The Parking Dilemma: How do We Reduce the Impact of New Parking While Preparing for an Automated Future?

Communities and private investors are building new structured parking (i.e., garages) at great cost. These investments have effective usable lives of 50 to 70 years and use valuable urban space. At the same time, vehicle automation is accelerating with companies like Waymo, Tesla, Zoox and others deploying automated ride-share services in cities across North America, leading to a predictable future decline in the need for parking capacity. Though difficult to pinpoint the timeline exactly, within the next 20 years, the need for public parking will change (likely falling over a cliff). This change will result in many current parking projects and facilities being underutilized. As urban planning practitioners, we can do better to prepare for this demand cliff? How do we maintain flexibility now so that the investments being made might be reusable in the future? How do we reduce the impact of necessary parking now, even as we prepare for an automated future. Are there proven technologies that offer options to create smart transition, that make better use of our limited urban spaces, encourage better urban form and therefor better human-scale spaces that promote TDM, walking, as well as continued economic activity?
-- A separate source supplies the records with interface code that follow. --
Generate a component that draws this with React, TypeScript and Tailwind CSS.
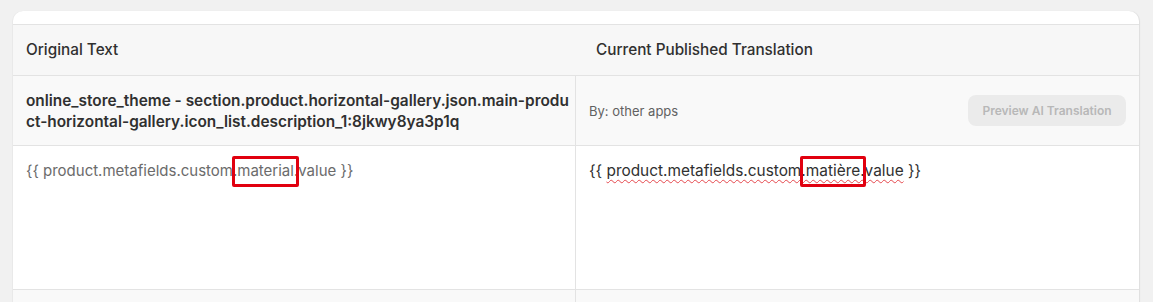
import React from "react";

export default function App() {
  const font = { fontFamily: "Inter, 'Noto Sans', sans-serif" };
  return (
    <div className="min-h-[302px] w-full bg-[#f1f1f1] pt-[11px]" style={font}>
      <div className="ml-[13px] mr-[14px] overflow-hidden rounded-t-[10px] bg-white pt-[13px] shadow-[1px_0_1px_rgba(0,0,0,0.08),-1px_0_0_rgba(0,0,0,0.03)]">
        {/* header */}
        <div className="grid h-[52px] grid-cols-2 border-t border-b border-[#e3e3e3] bg-[#f7f7f7] text-[15.3px] font-medium text-[#303030]">
          <div className="flex items-center pl-[13px]">Original Text</div>
          <div className="flex items-center pl-[20px]">Current Published Translation</div>
        </div>
        {/* row 2 */}
        <div className="grid h-[70px] grid-cols-2 border-b border-[#e3e3e3] bg-[#f9f9f9]">
          <div className="flex items-center border-r border-[#e3e3e3] pl-[13px] pr-[6px]">
            <p className="break-all text-[15.4px] font-semibold leading-[21px] text-[#303030]">
              online_store_theme - section.product.horizontal-gallery.json.main-product-horizontal-gallery.icon_list.description_1:8jkwy8ya3p1q
            </p>
          </div>
          <div className="flex items-center justify-between pl-[13px] pr-[13px]">
            <span className="mt-[3px] text-[13px] text-[#616161]">By: other apps</span>
            <button className="h-[31px] w-[158px] rounded-[8px] bg-[#ebebeb] text-[12px] font-semibold text-[#b8b8b8]">
              Preview AI Translation
            </button>
          </div>
        </div>
        {/* row 3 */}
        <div className="grid h-[144px] grid-cols-2 border-b border-[#e3e3e3] bg-white">
          <div className="border-r border-[#e3e3e3] pl-[13px] pt-[15px] text-[15px] leading-[20px] text-[#6b6b6b]">
            {"{{ product.metafields.custom"}
            <span className="relative">
              .material.
              <span className="absolute -left-[1px] -right-[1px] -top-[5px] -bottom-[7px] rounded-[2px] border-[3px] border-[#e1000f]" />
            </span>
            {"value }}"}
          </div>
          <div className="pl-[13px] pt-[15px] text-[15.4px] leading-[20px] text-[#303030]">
            {"{{ "}
            <span className="underline decoration-[#e5484d] decoration-wavy decoration-1 underline-offset-[3px]">
              product.metafields.custom
              <span className="relative">
                .matière.
                <span className="absolute -left-[1px] -right-[1px] -top-[5px] -bottom-[7px] rounded-[2px] border-[3px] border-[#e1000f]" />
              </span>
              value
            </span>
            {" }}"}
          </div>
        </div>
        {/* row 4 (cut off) */}
        <div className="grid h-[40px] grid-cols-2 bg-[#f9f9f9]">
          <div className="border-r border-[#e3e3e3]" />
          <div />
        </div>
      </div>
    </div>
  );
}
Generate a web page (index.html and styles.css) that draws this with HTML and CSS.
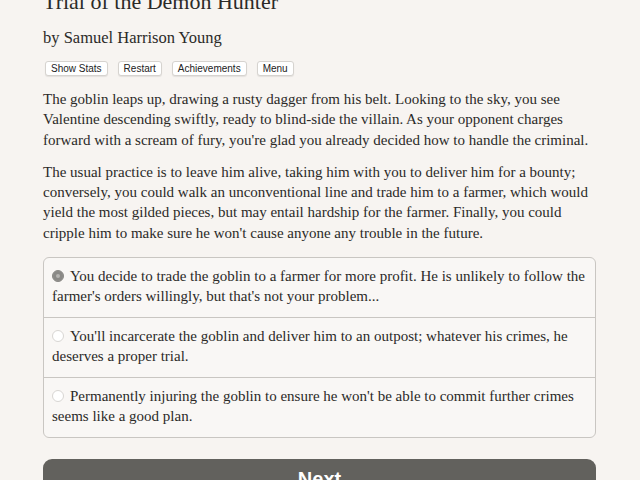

This presentation will explore the parking dilemma and present concepts to support high-density parking, including automation of parking operations. Experts from around the country will discuss new technologies, development options, and governmental standards relating to the design, construction, and operation of automated parking.

Panelists

Robert Spillar is the former Director ATD, responsible for the City’s multimodal transportation program, including parking operations. He oversaw the reinvestment in the City’s on-street parking system, transitioning from antiquated independent meters to digital kiosks and for implementing cell phone parking throughout Austin. He performed similar duties for the City of Seattle. He is a member of the Movability board and is a published author. He believes high-density parking technologies are an important urban TDM tool for transitioning Central Texas through the parking dilemma.

Joseph Al-Hajiri is the Parking Enterprise Manager for the City of Austin within the Transportation and Public Works Department. He oversees mobility demand, curb management, and the shared mobility programs, specializing in modernizing transportation planning and parking operations.

Paula Reddish Zinnemann brings over 50 years of legal, real estate, government policy and community organizing experience to one of America’s most vexing problems: urban parking. Her belief that automated and mechanical parking systems address this parking dilemma helped bring Park Plus Inc., a 50-year-old East Coast firm, to California.

Ms. Zinnemann began her career in real estate and later obtained a law degree to advance her interest and work in civic and public policy matters. She served as California Real Estate Commissioner from '99 to '04. Today, she works with communities to change the way people look at parking.